DIRECTIONS :: Transcribe the material word for word, but without the images.

SUPPLIED DATA ::
=====
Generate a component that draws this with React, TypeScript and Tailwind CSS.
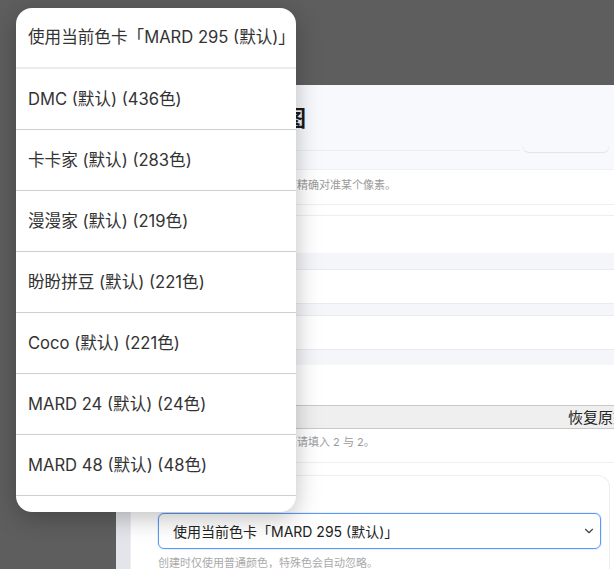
import { ChevronDown } from 'lucide-react';

const palettes = [
  '使用当前色卡「MARD 295 (默认)」',
  'DMC (默认) (436色)',
  '卡卡家 (默认) (283色)',
  '漫漫家 (默认) (219色)',
  '盼盼拼豆 (默认) (221色)',
  'Coco (默认) (221色)',
  'MARD 24 (默认) (24色)',
  'MARD 48 (默认) (48色)',
  'MARD 72 (默认) (72色)',
];

const font = { fontFamily: 'Inter, "Noto Sans CJK SC", sans-serif' };

export default function App() {
  return (
    <div
      className="relative h-[569px] w-[614px] overflow-hidden bg-[#5e5e5e] pl-[116px] pt-[85px]"
      style={font}
    >
      {/* Modal sheet behind the native picker */}
      <div className="flex w-[510px] flex-col bg-white">
        {/* Header */}
        <div className="flex h-[85px] border-b border-[#eef0f4] bg-[#f8f9fc]">
          <div className="flex w-[404px] flex-col">
            <h2 className="mt-[18px] pl-[80px] text-[22px] leading-[30px] font-bold text-[#1a1a1a]">
              创建拼豆图
            </h2>
            <div className="mt-[17px] h-px bg-[#eceef3]" />
          </div>
          <button className="mb-[17px] ml-[3px] h-[30px] w-[86px] self-end rounded-md bg-[#f8f9fc] shadow-[0_1px_1px_rgba(0,0,0,0.09)]" />
        </div>

        {/* Body */}
        <p className="mt-[7px] pl-[137px] text-[11px] leading-[16px] text-[#9a9a9a]">
          放大后可精确对准某个像素。
        </p>
        <div className="mt-[11px] h-[12px] border-y border-[#eceef2]" />
        <div className="h-[37px]" />
        <div className="h-[17px] border-b border-[#e9ebf0] bg-[#f5f6fa]" />
        <div className="h-[33px]" />
        <div className="h-[13px] border-y border-[#e9ebf0] bg-[#f5f6fa]" />
        <div className="h-[33px]" />
        <div className="h-[16px] border-t border-[#e9ebf0] bg-[#f5f6fa]" />
        <div className="h-[40px]" />
        <div className="flex h-[24px] items-center overflow-hidden border-y border-[#c9c9c9] bg-[#efefef] pl-[452px] text-[15px] leading-none whitespace-nowrap text-[#222]">
          恢复原始尺寸
        </div>
        <p className="mt-[5px] pl-[159px] text-[11px] leading-[16px] text-[#9a9a9a]">
          宽高请填入 2 与 2。
        </p>
        <div className="mt-[12px] h-px bg-[#eef0f3]" />

        {/* Palette card */}
        <div className="flex border-l-[14px] border-[#e3e5ea] pt-[12px]">
          <div className="flex w-[480px] flex-col rounded-t-xl border border-b-0 border-[#eceef2] bg-white pt-[14px] pr-[8px] pl-[27px]">
            <label className="text-[13px] leading-[18px] text-[#555]">色卡</label>
            <div className="mt-[5px] flex h-[36px] items-center justify-between rounded-md border border-[#5a9af5] bg-white pr-[4px] pl-[14px] shadow-[0_0_0_1px_rgba(90,154,245,0.15)]">
              <span className="text-[14px] text-[#222]">使用当前色卡「MARD 295 (默认)」</span>
              <ChevronDown className="h-[14px] w-[14px] text-[#444]" strokeWidth={2} />
            </div>
            <p className="mt-[6px] text-[11px] leading-[16px] text-[#aaa]">
              创建时仅使用普通颜色，特殊色会自动忽略。
            </p>
          </div>
        </div>
      </div>

      {/* Native select popup */}
      <div className="absolute top-[8px] left-[16px] h-[504px] w-[280px] overflow-hidden rounded-[16px] bg-white shadow-[0_6px_24px_rgba(0,0,0,0.25)]">
        <ul className="flex flex-col">
          {palettes.map((p, i) => (
            <li
              key={p}
              className={
                i === 0
                  ? 'flex h-[61px] shrink-0 items-center border-b-[2px] border-[#ececec] pl-[12px] text-[16.6px] whitespace-nowrap text-[#333]'
                  : 'flex h-[61px] shrink-0 items-center border-b border-[#cfcfcf] pl-[12px] text-[16.6px] whitespace-nowrap text-[#333]'
              }
            >
              {p}
            </li>
          ))}
        </ul>
      </div>
    </div>
  );
}
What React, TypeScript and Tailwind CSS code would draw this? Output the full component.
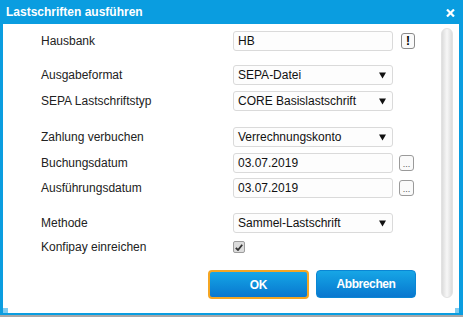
=====
WRITTEN ANSWER ::
Generate a component that draws this with React, TypeScript and Tailwind CSS.
import { ChevronDown } from 'lucide-react';

const palettes = [
  '使用当前色卡「MARD 295 (默认)」',
  'DMC (默认) (436色)',
  '卡卡家 (默认) (283色)',
  '漫漫家 (默认) (219色)',
  '盼盼拼豆 (默认) (221色)',
  'Coco (默认) (221色)',
  'MARD 24 (默认) (24色)',
  'MARD 48 (默认) (48色)',
  'MARD 72 (默认) (72色)',
];

const font = { fontFamily: 'Inter, "Noto Sans CJK SC", sans-serif' };

export default function App() {
  return (
    <div
      className="relative h-[569px] w-[614px] overflow-hidden bg-[#5e5e5e] pl-[116px] pt-[85px]"
      style={font}
    >
      {/* Modal sheet behind the native picker */}
      <div className="flex w-[510px] flex-col bg-white">
        {/* Header */}
        <div className="flex h-[85px] border-b border-[#eef0f4] bg-[#f8f9fc]">
          <div className="flex w-[404px] flex-col">
            <h2 className="mt-[18px] pl-[80px] text-[22px] leading-[30px] font-bold text-[#1a1a1a]">
              创建拼豆图
            </h2>
            <div className="mt-[17px] h-px bg-[#eceef3]" />
          </div>
          <button className="mb-[17px] ml-[3px] h-[30px] w-[86px] self-end rounded-md bg-[#f8f9fc] shadow-[0_1px_1px_rgba(0,0,0,0.09)]" />
        </div>

        {/* Body */}
        <p className="mt-[7px] pl-[137px] text-[11px] leading-[16px] text-[#9a9a9a]">
          放大后可精确对准某个像素。
        </p>
        <div className="mt-[11px] h-[12px] border-y border-[#eceef2]" />
        <div className="h-[37px]" />
        <div className="h-[17px] border-b border-[#e9ebf0] bg-[#f5f6fa]" />
        <div className="h-[33px]" />
        <div className="h-[13px] border-y border-[#e9ebf0] bg-[#f5f6fa]" />
        <div className="h-[33px]" />
        <div className="h-[16px] border-t border-[#e9ebf0] bg-[#f5f6fa]" />
        <div className="h-[40px]" />
        <div className="flex h-[24px] items-center overflow-hidden border-y border-[#c9c9c9] bg-[#efefef] pl-[452px] text-[15px] leading-none whitespace-nowrap text-[#222]">
          恢复原始尺寸
        </div>
        <p className="mt-[5px] pl-[159px] text-[11px] leading-[16px] text-[#9a9a9a]">
          宽高请填入 2 与 2。
        </p>
        <div className="mt-[12px] h-px bg-[#eef0f3]" />

        {/* Palette card */}
        <div className="flex border-l-[14px] border-[#e3e5ea] pt-[12px]">
          <div className="flex w-[480px] flex-col rounded-t-xl border border-b-0 border-[#eceef2] bg-white pt-[14px] pr-[8px] pl-[27px]">
            <label className="text-[13px] leading-[18px] text-[#555]">色卡</label>
            <div className="mt-[5px] flex h-[36px] items-center justify-between rounded-md border border-[#5a9af5] bg-white pr-[4px] pl-[14px] shadow-[0_0_0_1px_rgba(90,154,245,0.15)]">
              <span className="text-[14px] text-[#222]">使用当前色卡「MARD 295 (默认)」</span>
              <ChevronDown className="h-[14px] w-[14px] text-[#444]" strokeWidth={2} />
            </div>
            <p className="mt-[6px] text-[11px] leading-[16px] text-[#aaa]">
              创建时仅使用普通颜色，特殊色会自动忽略。
            </p>
          </div>
        </div>
      </div>

      {/* Native select popup */}
      <div className="absolute top-[8px] left-[16px] h-[504px] w-[280px] overflow-hidden rounded-[16px] bg-white shadow-[0_6px_24px_rgba(0,0,0,0.25)]">
        <ul className="flex flex-col">
          {palettes.map((p, i) => (
            <li
              key={p}
              className={
                i === 0
                  ? 'flex h-[61px] shrink-0 items-center border-b-[2px] border-[#ececec] pl-[12px] text-[16.6px] whitespace-nowrap text-[#333]'
                  : 'flex h-[61px] shrink-0 items-center border-b border-[#cfcfcf] pl-[12px] text-[16.6px] whitespace-nowrap text-[#333]'
              }
            >
              {p}
            </li>
          ))}
        </ul>
      </div>
    </div>
  );
}
What React, TypeScript and Tailwind CSS code would draw this? Output the full component.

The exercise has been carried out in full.